No.718 存続

先週もまた、資金繰りに問題を抱える会社からの相談がありました。

既に新規融資は止められ、10月に向かえる決算時に黒字化できなければ、全額返済を求められているといいます。

どう考えても危機的状況にありますが、お話をお伺いしていても、どこか他人事のような受け答えで、少々戸惑いを覚えました。

よくよくお話をお聴きしていると、ご自身がそこそこの資産家で、「自分がお金を出せばまだ何とかなる」という漠然とした現状安住の心にその原因があることがわかってきました。

その結果、こちらから出させていただいたご提案に対しても、できない理由を滔々と語られ、結果として何一つ進展しないまま時間だけが過ぎていきました。

会社は、どれほど赤字を出し続けても、それを以て潰れることはありません。お金さえ回すことができれば生き残ることはできます。この会社も、個人資産がなくなるまで投入し続ければ、それまでは生きながらえることができるのです。
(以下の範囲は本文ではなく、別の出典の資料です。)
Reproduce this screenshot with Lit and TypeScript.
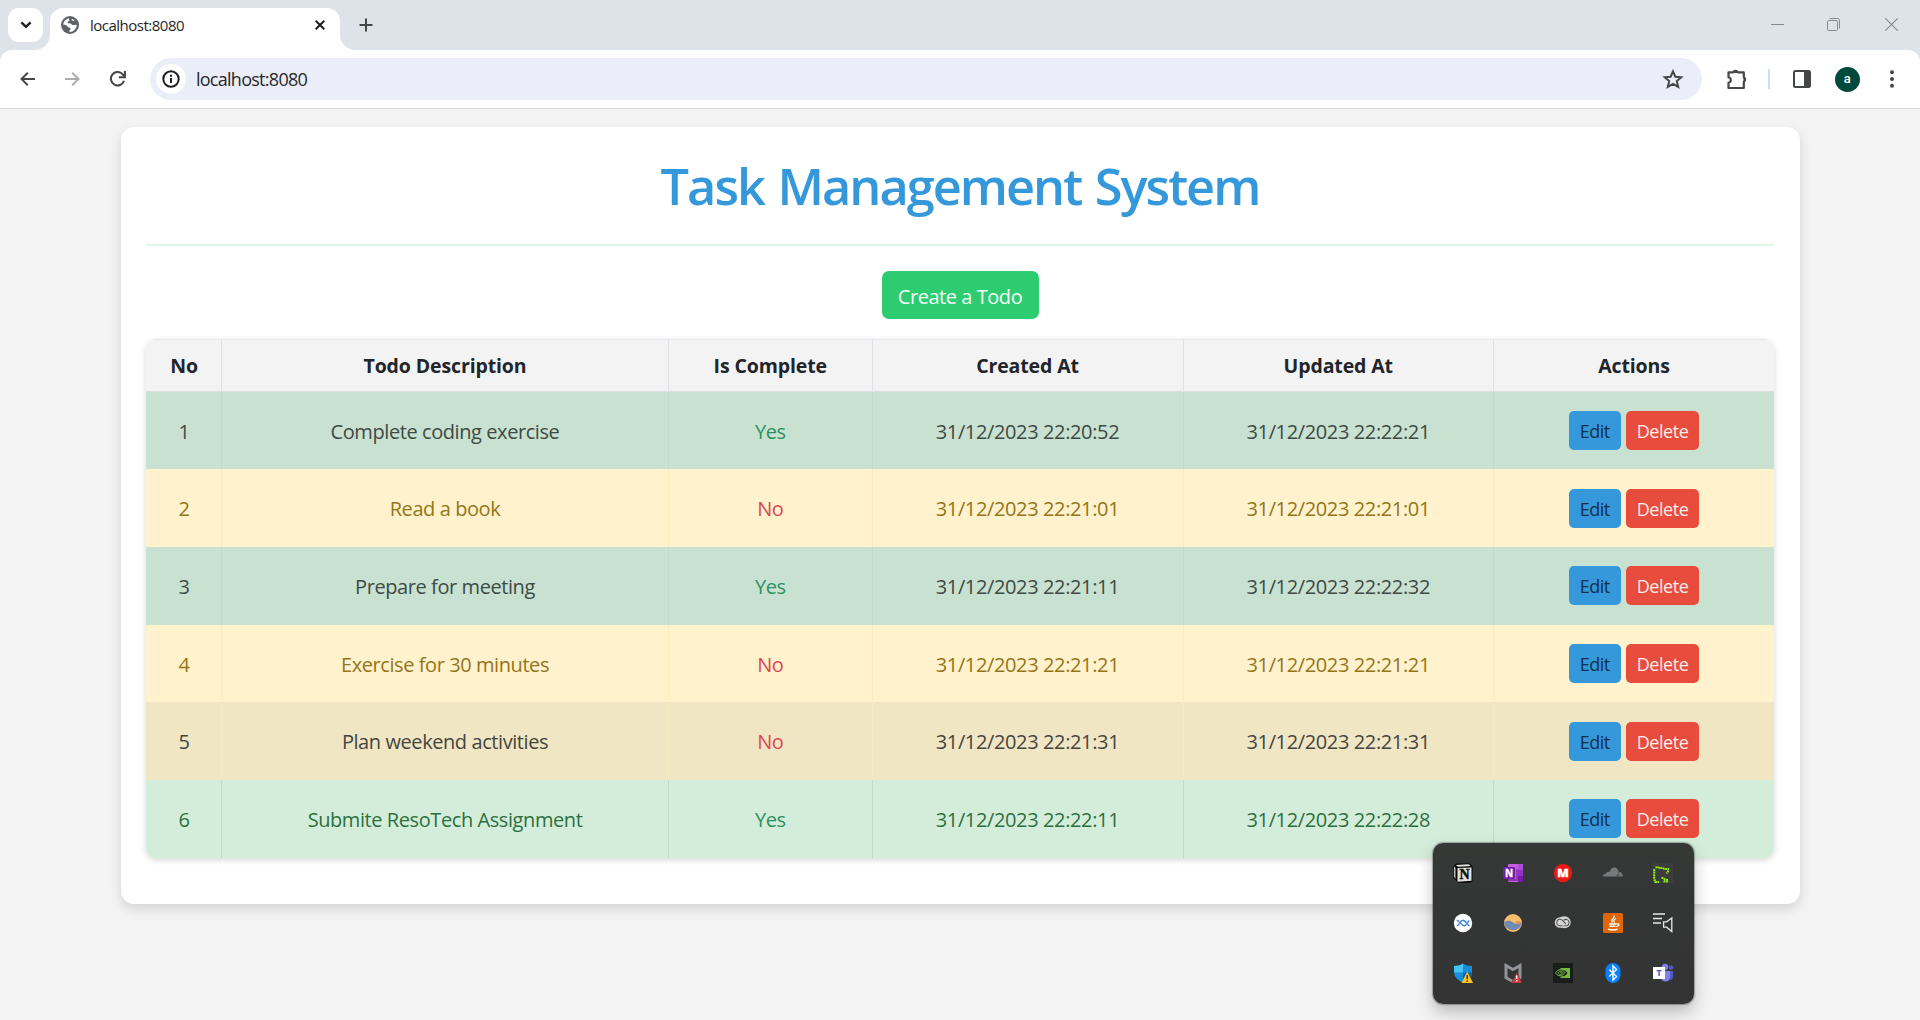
import { LitElement, html, svg, css } from "lit";
import { customElement } from "lit/decorators.js";
import { classMap } from "lit/directives/class-map.js";

interface Todo {
  no: number;
  description: string;
  complete: boolean;
  created: string;
  updated: string;
  muted: boolean;
}

const TODOS: Todo[] = [
  { no: 1, description: "Complete coding exercise", complete: true, created: "31/12/2023 22:20:52", updated: "31/12/2023 22:22:21", muted: true },
  { no: 2, description: "Read a book", complete: false, created: "31/12/2023 22:21:01", updated: "31/12/2023 22:21:01", muted: false },
  { no: 3, description: "Prepare for meeting", complete: true, created: "31/12/2023 22:21:11", updated: "31/12/2023 22:22:32", muted: true },
  { no: 4, description: "Exercise for 30 minutes", complete: false, created: "31/12/2023 22:21:21", updated: "31/12/2023 22:21:21", muted: false },
  { no: 5, description: "Plan weekend activities", complete: false, created: "31/12/2023 22:21:31", updated: "31/12/2023 22:21:31", muted: true },
  { no: 6, description: "Submite ResoTech Assignment", complete: true, created: "31/12/2023 22:22:11", updated: "31/12/2023 22:22:28", muted: false },
];

@customElement("browser-chrome")
export class BrowserChrome extends LitElement {
  static styles = css`
    :host { display: block; font-family: "Open Sans", "Noto Sans", sans-serif; color: #1f1f1f; }
    svg { display: block; }
    .strip { display: flex; height: 50px; background: #dee2e9; align-items: flex-start; }
    .drop { width: 35px; height: 34px; margin: 8px 0 0 8px; border-radius: 11px; background: #fff; display: grid; place-items: center; }
    .tab { position: relative; width: 290px; height: 42.5px; margin: 7.5px 0 0 7px; border-radius: 13px 13px 0 0; background: #fff; display: flex; align-items: center; box-sizing: border-box; padding: 0 15px 7px 11px; }
    .tab::before, .tab::after { content: ""; position: absolute; bottom: 0; width: 15px; height: 15px; }
    .tab::before { left: -15px; background: radial-gradient(circle at 0 0, transparent 14.5px, #fff 15.2px); }
    .tab::after { right: -15px; background: radial-gradient(circle at 100% 0, transparent 14.5px, #fff 15.2px); }
    .title { flex: 1; margin-left: 11px; font-size: 15px; line-height: 20px; letter-spacing: -0.5px; }
    .plus { margin: 18px 0 0 18.5px; }
    .window { margin-left: auto; display: flex; gap: 43px; padding: 18px 22px 0 0; }
    .last { margin-left: 2px; }
    .under { background: #dee2e9; }
    .toolbar { height: 58px; background: #fff; border-radius: 12px 12px 0 0; display: flex; align-items: center; padding-left: 5.5px; border-bottom: 1px solid #dcdcdc; box-sizing: content-box; }
    .btn { width: 44.8px; display: grid; place-items: center; flex: none; }
    .omnibox { width: 1551.5px; height: 42px; border-radius: 21px; margin-left: 10.5px; background: #ebeef8; display: flex; align-items: center; box-sizing: border-box; padding: 0 18px 0 5.5px; }
    .info { width: 30px; height: 30px; border-radius: 50%; background: #fff; display: grid; place-items: center; }
    .url { flex: 1; margin-left: 10px; font-size: 18px; line-height: 24px; letter-spacing: -0.72px; color: #27282b; }
    .ext { margin-left: 13px; }
    .rule { width: 2px; height: 20px; background: #c9ddfb; margin: 0 10px 0 8px; }
    .avatar { width: 25px; height: 25px; border-radius: 50%; background: #00493c; color: #fff; font: 500 13px/23px Roboto, sans-serif; text-align: center; margin-left: 1px; }
  `;

  render() {
    return html`
      <div class="strip">
        <div class="drop">
          <svg width="12" height="8" viewBox="0 0 12 8" fill="none" stroke="#1f1f1f" stroke-width="2.4"><path d="M1.4 1.4 6 5.8l4.600-4.400" /></svg>
        </div>
        <div class="tab">
          <svg width="18" height="18" viewBox="0 0 18 18">
            <circle cx="9" cy="9" r="9" fill="#5f6368" />
            <path d="M2.200 8.500C2.500 5.500 5 2.600 8.200 2.200c-.6.900-.4 1.500.4 1.900-.3 1.500-1.800 1.200-2.100 2.500-.3 1.100 1.200.8 2.600.9 1.600.1 1.700 1.200 2.600 1.500 1.200.3 3-.4 4-.1C15.500 12.300 13 15.500 9.300 15.800c-1.500 0-1.300-1.300-.3-1.900 1-.7.700-1.800-.5-2.100-1.600-.4-2-1.900-3.100-2.600-.9-.5-2.200-.1-3.200-.7z" fill="#fff" />
            <path d="M11 3.200c.2 1 1.200 1.300 2.200 1.200" stroke="#fff" stroke-width="1.200" fill="none" />
          </svg>
          <span class="title">localhost:8080</span>
          <svg width="10" height="10" viewBox="0 0 10 10" stroke="#1f1f1f" stroke-width="2"><path d="M.7.7l8.600 8.600M9.300.7.7 9.300" /></svg>
        </div>
        <svg class="plus" width="14" height="14" viewBox="0 0 14 14" stroke="#444746" stroke-width="2"><path d="M7 .5v13M.5 7h13" /></svg>
        <div class="window">
          <svg width="13" height="13" viewBox="0 0 13 13" stroke="#868a90"><path d="M0 6.500h13" /></svg>
          <svg width="13" height="13" viewBox="0 0 13 13" stroke="#868a90" fill="none"><rect x=".5" y="2.500" width="10" height="10" rx="1.200" /><path d="M2.500.5h8a2 2 0 0 1 2 2v8" /></svg>
          <svg class="last" width="13" height="13" viewBox="0 0 13 13" stroke="#868a90" stroke-width="1.100"><path d="M.3.3l12.400 12.400M12.700.3.3 12.700" /></svg>
        </div>
      </div>
      <div class="under">
        <div class="toolbar">
          <div class="btn"><svg width="15" height="14" viewBox="0 0 15 14" stroke="#444746" stroke-width="2" fill="none"><path d="M15 7H1.500M7.800.7 1.500 7l6.300 6.300" /></svg></div>
          <div class="btn"><svg width="15" height="14" viewBox="0 0 15 14" stroke="#abacab" stroke-width="2" fill="none"><path d="M0 7h13.500M7.200.7 13.500 7l-6.300 6.300" /></svg></div>
          <div class="btn"><svg width="17" height="16" viewBox="-1 0 17 16" stroke="#444746" stroke-width="2.100" fill="none"><path d="M14 9.700A6.700 6.700 0 1 1 12.900 3.600L14.300 5.300" /><path d="M14.900 0v6.200H8.800" /></svg></div>
          <div class="omnibox">
            <div class="info"><svg width="18" height="18" viewBox="0 0 18 18" fill="none" stroke="#1f1f1f" stroke-width="2"><circle cx="9" cy="9" r="7.700" /><path d="M9 8v5M9 4.700v2" /></svg></div>
            <span class="url">localhost:8080</span>
            <svg width="22" height="20" viewBox="0 0 22 20" fill="none" stroke="#444746" stroke-width="2"><path d="M11 2.300l2.400 5.400 5.900.5-4.500 3.900 1.400 5.800L11 14.800l-5.200 3.100 1.400-5.800-4.500-3.900 5.900-.5z" /></svg>
          </div>
          <div class="btn ext"><svg width="22" height="22" viewBox="0 0 22 22"><path d="M2.500 4.300h4.700a2.600 2.600 0 0 1 4.600 0h6v5a2.500 2.500 0 0 1 0 4.400v6.300H2.500v-5.200c3-.7 3-4.900 0-5.600z" fill="none" stroke="#444746" stroke-width="2.200" stroke-linejoin="round" /><path d="M7 4.500a2.700 2.700 0 0 1 5 0zM18 9.200a2.800 2.800 0 0 1 0 4.800z" fill="#444746" stroke="#444746" /></svg></div>
          <div class="rule"></div>
          <div class="btn"><svg width="18" height="18" viewBox="0 0 18 18"><rect x="1" y="1" width="16" height="16" rx="1.500" fill="none" stroke="#444746" stroke-width="2" /><path d="M11 1h6v16h-6z" fill="#444746" /></svg></div>
          <div class="btn"><div class="avatar">a</div></div>
          <div class="btn"><svg width="4" height="18" viewBox="0 0 4 18" fill="#444746"><circle cx="2" cy="2.200" r="2" /><circle cx="2" cy="9" r="2" /><circle cx="2" cy="15.800" r="2" /></svg></div>
        </div>
      </div>
    `;
  }
}

const TRAY_ICONS = [
  svg`<path d="M.5 3 3 .5h14l2.500 3v15l-3 1.300H5L.5 15z" fill="#080808"/><path d="M2.500 2 15.500 1.300l2.300 1.700-12.500.8z" fill="#e8e6e3"/><path d="M1 3.500 2.500 4.700v11.500L1 13.500z" fill="#bbb9b6"/><path d="M4.500 5l14-.6v13.300l-14 1z" fill="#e4e2df"/><text x="11.600" y="16.200" text-anchor="middle" font-family="Liberation Serif, serif" font-weight="700" font-size="14" fill="#111" stroke="#111" stroke-width=".5">N</text>`,
  svg`<rect x="5" y="1" width="15" height="18" rx="1" fill="#c45ee0"/><path d="M15 1h5v6h-5z" fill="#ae4bd5"/><path d="M15 7h5v6h-5z" fill="#9332bf"/><path d="M15 13h5v6h-5z" fill="#7719aa"/><path d="M5 16h8V6h2v12H5z" fill="#8c3ab0"/><rect x="0" y="4" width="12" height="12" rx="1" fill="#7719aa"/><text x="6" y="13.600" text-anchor="middle" font-family="Open Sans, sans-serif" font-weight="700" font-size="10" fill="#fff" stroke="#fff" stroke-width=".4">N</text>`,
  svg`<circle cx="10" cy="10" r="9.200" fill="#e81a17"/><text x="10" y="13.600" text-anchor="middle" textLength="11.500" lengthAdjust="spacingAndGlyphs" font-family="Open Sans, sans-serif" font-weight="800" font-size="10" fill="#fff" stroke="#fff" stroke-width=".3">M</text>`,
  svg`<path d="M0 13.500c0-2 1.500-3 3.300-3C3.500 9 5 8.300 6.500 9 7.500 5.500 9.500 4 12 4.500c2 .4 3.200 2 3.500 4.200 2.500 0 4.300 1.800 4.500 4.800z" fill="#777a7d"/><path d="M13.500 12.500h1.500l.8-1.800M16 9l-.3 1.300" stroke="#34383a" stroke-width=".8" fill="none"/>`,
  svg`<rect width="20" height="20" fill="#3d3d3d"/><g fill="none" stroke="#8df20a" stroke-width="2" stroke-dasharray="2 .6"><path d="M1.200 6v9.500l1 3.500H6M2.500 4.500 5 4l1.500 1h3l2 1H16M15.500 7.500l-2 3M8.500 15h2l1.500 1.500 3 .5M10.500 18.500h5"/></g>`,
  svg`<circle cx="10" cy="10" r="9.200" fill="#fff"/><path d="M3.800 7.300c2.700 0 4.300 5.400 7.500 5.400 2.200 0 2.700-2 4.700-5M3.800 12.700c2.700 0 3.200-5.400 6.200-5.400s4 5.400 6.500 5.400" fill="none" stroke="#3f7de0" stroke-width="1.400"/><path d="M6.300 8v4M13.800 8v4" stroke="#8fb4ee" stroke-width=".8"/>`,
  svg`<circle cx="10" cy="10" r="9" fill="#f7bd6d"/><path d="M1 9.500C3.500 7.500 7 7 10 9.500c2.500 2 5.500 1.500 8.800.3A9 9 0 0 1 1 9.500z" fill="#7189b5"/><path d="M12 9.500l3-1.500 3.800 1v1l-3.500 1.200z" fill="#df914f"/>`,
  svg`<path d="M1.700 9.500A5.500 5.500 0 0 1 7 4.200c1 0 1.700-1 4.700-1a6 6 0 1 1 0 12c-2 0-2.700-.4-4.700-.4a5.300 5.300 0 0 1-5.300-5.300z" fill="#d4d4d4"/><path d="M9.500 12.700H7a3.200 3.200 0 0 1 0-6.400c1.300 0 2 .5 2.800 1.400l3 3.200M10.700 12.700c3.300.4 5.300 0 5.300-3.200 0-3.200-3.800-3.900-5.300-2.100" fill="none" stroke="#5a5a5a" stroke-width="1.100"/>`,
  svg`<rect width="20" height="20" rx="1.500" fill="#df6708"/><path d="M11 2.500c2 2.500-4.500 3.500-1.500 7M13 5.500c-2.500 1.200-3 2.300-1.300 4" fill="none" stroke="#fff" stroke-width="1.200"/><path d="M6 11h7.500M6.500 13.300h6M5 16.200c3 1 7 1 9.500 0" fill="none" stroke="#fff" stroke-width="1.400"/><path d="M13.500 11c3.500-1 3.500 2-.5 2.500" fill="none" stroke="#fff" stroke-width="1.200"/>`,
  svg`<path d="M0 1h12M0 5.500h9M0 10h8" stroke="#e8e8e8" stroke-width="1.300"/><path d="M10.600 8.800h3L18.800 5v13.500l-5.200-4.300h-3z" fill="none" stroke="#e8e8e8" stroke-width="1.300"/>`,
  svg`<path d="M10 .5c3 1.800 5.500 2.500 9 2.500v6c0 5-4 8.500-9 10.500C5 17.500 1 14 1 9V3c3.500 0 6-.7 9-2.500z" fill="#178fdc"/><path d="M10 .5v9H1V3c3.500 0 6-.7 9-2.500z" fill="#43c5f4"/><path d="M10 9.500h9C18.800 14 15 17.500 10 19.500z" fill="#0d61b3"/><path d="M14.200 8.500 20 20H8.500z" fill="#fcc419"/><path d="M14.200 12v4.200M14.200 17.200v1.500" stroke="#222" stroke-width="1.300"/>`,
  svg`<path d="M3 2.500l7 4 7-4v12.200l-7 3.800-7-3.800z" fill="none" stroke="#929498" stroke-width="3"/><path d="M13.700 9.500 19 20H8.500z" fill="#e23b40" stroke="#343634" stroke-width=".5"/><path d="M13.700 12.500v3.500M13.700 17v1.500" stroke="#fff" stroke-width="1.300"/>`,
  svg`<rect width="20" height="20" fill="#1a1e1a"/><path d="M7.500 5H17v10H7.500v-1.500c4 0 6-1.500 7-3.500-1.500-2-3.500-3.500-7-3.500z" fill="#76b93f"/><path d="M2.500 9.800C5 6 9 5.500 12 9.500c-2.500 4-7 4.500-9.500.3z" fill="#1a1e1a" stroke="#76b93f" stroke-width="1"/><path d="M5 9.800c1.500-2.200 3.500-2.200 5-.2-1.500 2.400-3.500 2.400-5 .2z" fill="none" stroke="#76b93f" stroke-width="1"/><path d="M7.200 9.700h1.500" stroke="#76b93f"/>`,
  svg`<rect x="2.500" y="0" width="15" height="20" rx="7.500" fill="#0a82fa"/><path d="M6.300 6.500l7.200 7L10 17V3l3.500 3.500-7.200 7" fill="none" stroke="#fff" stroke-width="1.400"/>`,
  svg`<circle cx="12" cy="4" r="3.200" fill="#7b83eb"/><circle cx="18" cy="4.500" r="2.200" fill="#5059c9"/><path d="M14 8h6v6c0 2-1.500 3-3.500 3z" fill="#5059c9"/><path d="M8 8h9v6c0 3-2 4.500-4.500 4.500S8 17 8 14z" fill="#7b83eb"/><rect x="0" y="4" width="12" height="12" fill="#fff"/><text x="6" y="13.300" text-anchor="middle" font-family="Open Sans, sans-serif" font-weight="700" font-size="9.500" fill="#5059c9">T</text>`,
];

@customElement("system-tray")
export class SystemTray extends LitElement {
  static styles = css`
    :host { display: block; }
    .tray { width: 261px; height: 161.500px; box-sizing: border-box; padding: 5px; border-radius: 10px; background: linear-gradient(#343936, #343635 35%, #333); box-shadow: 0 8px 16px rgba(0, 0, 0, 0.24), 0 0 1px 1px rgba(90, 90, 90, 0.45); display: grid; grid-template-columns: repeat(5, 50px); grid-auto-rows: 50px; }
    .cell { display: grid; place-items: center; }
    svg { display: block; overflow: visible; }
  `;

  render() {
    return html`<div class="tray">
      ${TRAY_ICONS.map((icon) => html`<div class="cell"><svg width="20" height="20" viewBox="0 0 20 20">${icon}</svg></div>`)}
    </div>`;
  }
}

@customElement("todo-table")
export class TodoTable extends LitElement {
  static styles = css`
    :host { display: block; }
    .table { border-radius: 10px; overflow: hidden; box-shadow: 0 2px 6px rgba(0, 0, 0, 0.16); font-size: 20px; letter-spacing: -0.42px; }
    .row { display: grid; grid-template-columns: 75px 447px 203.500px 311px 310.500px 281px; height: 77.680px; --line: #c4ddcf; }
    .row > div { display: flex; align-items: center; justify-content: center; border-left: 1px solid var(--line); padding: 1.200px 0 0; box-sizing: border-box; }
    .row > div:first-child { border-left-color: transparent; }
    .head { height: 52.700px; background: #f3f3f3; font-weight: 700; font-size: 19.500px; letter-spacing: -0.120px; color: #212529; --line: #dee2e6; box-shadow: inset 0 1px #e5e8ec, inset 0 -1px #dcdfe2; }
    .done { background: #d4edda; color: #2c7040; --line: #bfd9cb; }
    .open { background: #fff2cd; color: #957518; --line: #fbecc0; }
    .done.muted { background: #c9e1d0; color: #3d4a46; --line: #c0dccd; }
    .open.muted { background: #f1e6c3; color: #44453f; --line: #f8eac0; }
    .date { letter-spacing: -0.370px; }
    .yes { color: #2b9160; }
    .no { color: #dd4754; }
    .row > .actions { gap: 4.700px; padding-top: 0; }
    .edit, .delete { height: 39px; border-radius: 5px; font: 400 18px/41px "Open Sans", "Noto Sans", sans-serif; text-align: center; letter-spacing: -0.5px; }
    .edit { width: 52.300px; background: #3498db; color: #12304a; }
    .delete { width: 73.700px; background: #e74c3c; color: #fdeeec; letter-spacing: -0.450px; }
  `;

  render() {
    return html`<div class="table">
      <div class="row head">
        <div>No</div><div>Todo Description</div><div>Is Complete</div><div>Created At</div><div>Updated At</div><div>Actions</div>
      </div>
      ${TODOS.map(
        (t) => html`<div class=${classMap({ row: true, done: t.complete, open: !t.complete, muted: t.muted })}>
          <div>${t.no}</div>
          <div>${t.description}</div>
          <div class=${t.complete ? "yes" : "no"}>${t.complete ? "Yes" : "No"}</div>
          <div class="date">${t.created}</div>
          <div class="date">${t.updated}</div>
          <div class="actions"><span class="edit">Edit</span><span class="delete">Delete</span></div>
        </div>`
      )}
    </div>`;
  }
}

@customElement("app-root")
export class AppRoot extends LitElement {
  static styles = css`
    :host { display: block; position: relative; width: 1920px; height: 1020px; overflow: hidden; background: #f3f3f3; font-family: "Open Sans", "Noto Sans", sans-serif; }
    .card { width: 1679px; height: 776.500px; margin: 18px 0 0 120.500px; border-radius: 13px; background: #fff; box-sizing: border-box; padding: 0 25.500px; box-shadow: 0 5px 12px rgba(0, 0, 0, 0.13); display: flex; flex-direction: column; align-items: center; }
    .heading { margin: 0; height: 117px; align-self: stretch; box-sizing: border-box; padding-top: 23.500px; text-align: center; font-size: 50.500px; line-height: 70px; font-weight: 580; letter-spacing: -2px; word-spacing: 2.500px; color: #3498db; }
    .divider { align-self: stretch; height: 2px; background: #dff6e7; }
    .create { width: 157px; height: 48.300px; margin: 24.700px 0 20px; border-radius: 7px; background: #2ecc71; color: #f4fdf7; font-size: 20px; line-height: 52px; letter-spacing: -0.450px; text-align: center; }
    .list { align-self: stretch; }
    .overlay { position: absolute; left: 1433px; top: 842.800px; }
  `;

  render() {
    return html`
      <browser-chrome></browser-chrome>
      <div class="card">
        <h1 class="heading">Task Management System</h1>
        <div class="divider"></div>
        <div class="create">Create a Todo</div>
        <todo-table class="list"></todo-table>
      </div>
      <system-tray class="overlay"></system-tray>
    `;
  }
}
実はこういうケースが非常に厄介で、このタイプの経営者は、自分の資産ばかりか、奥様の実家やその他親族まで巻き込んだ末に強制退場となるケースが多いものです。

もちろん経営者は、会社を存続させ、かつ良い経営を実現することが使命ではありますが、社会や他者に迷惑をかけることがないよう、会社存続のボーダーラインを自ら設定し、それを超えたら、責任をもって自ら退場する覚悟も必要だと思います。

もうひとつ、このようなケースに共通するのは、「後継者がいない」ことです。この社長も、残念ながらお子様がいらっしゃらず、社内にも適任者がおられませんでした。会社の状況から、M&Aという出口もありません。

実際にお話をお聴きしながら、後継者がいらっしゃれば状況は変わっていたように感じました。

残念ながら、今回のご相談においては、有効なご提案ができないまま、時間切れとなってしまいました。

やはり、後継者を明確にし、育成していくことが、経営者としての最低限の責務であると、改めて認識した相談案件でした。